Compared to the band's previous single "Ceremony", this one shows the band in an intermediate position between post-punk Joy Division and light electropop New Order. The lighter pop optimism, with a strong emphasis on rhythm, overcomes the song's gloomy title, "Procession". This "mixed message" may help to explain why the song remains obscure in the New Order repertoire, despite having been a single. The sound is much like Movement'''s opening track, "Dreams Never End", but with an even more upbeat flavor and vocals that have nearly shed the Ian Curtis imitation. The lyrics are abstract and difficult to discern, given the density of the mix and the strength of the other instruments. The song is notable, also, because there are brief backing vocals by band member Gillian Gilbert.

Though all of New Order's songs are credited as group compositions, it is stated in Peter Hook's memoir Substance: Inside New Order that the chief composer of "Procession" is Stephen Morris.

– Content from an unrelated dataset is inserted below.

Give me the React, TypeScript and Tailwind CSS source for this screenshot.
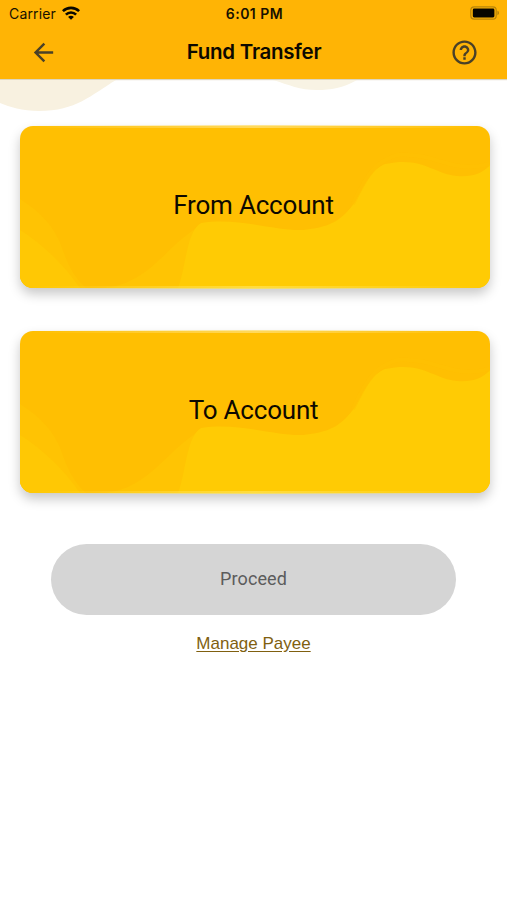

The song does not appear on any of New Order's studio albums; it does, however, appear on the EP 1981–1982, the CD, cassette, and Digital Audio Tape releases of the 1987 singles compilation Substance (where it is erroneously listed as a B-side), the 2005 compilation Singles, and the 2008 Collector's Edition of the band's debut album Movement.

Artwork
Similar to the album cover for Movement'', the artwork is taken from a "Dinamo Futurista" magazine cover done by Italian futurist designer Fortunato Depero. Notably, the UK release's sleeve came in nine versions, all with different colours: black, blue, aqua, yellow, red, brown, orange, green and purple. The second side of the single contains a shortened version of "Everything's Gone Green", the full-length version of which was later released as a 12" single on its own.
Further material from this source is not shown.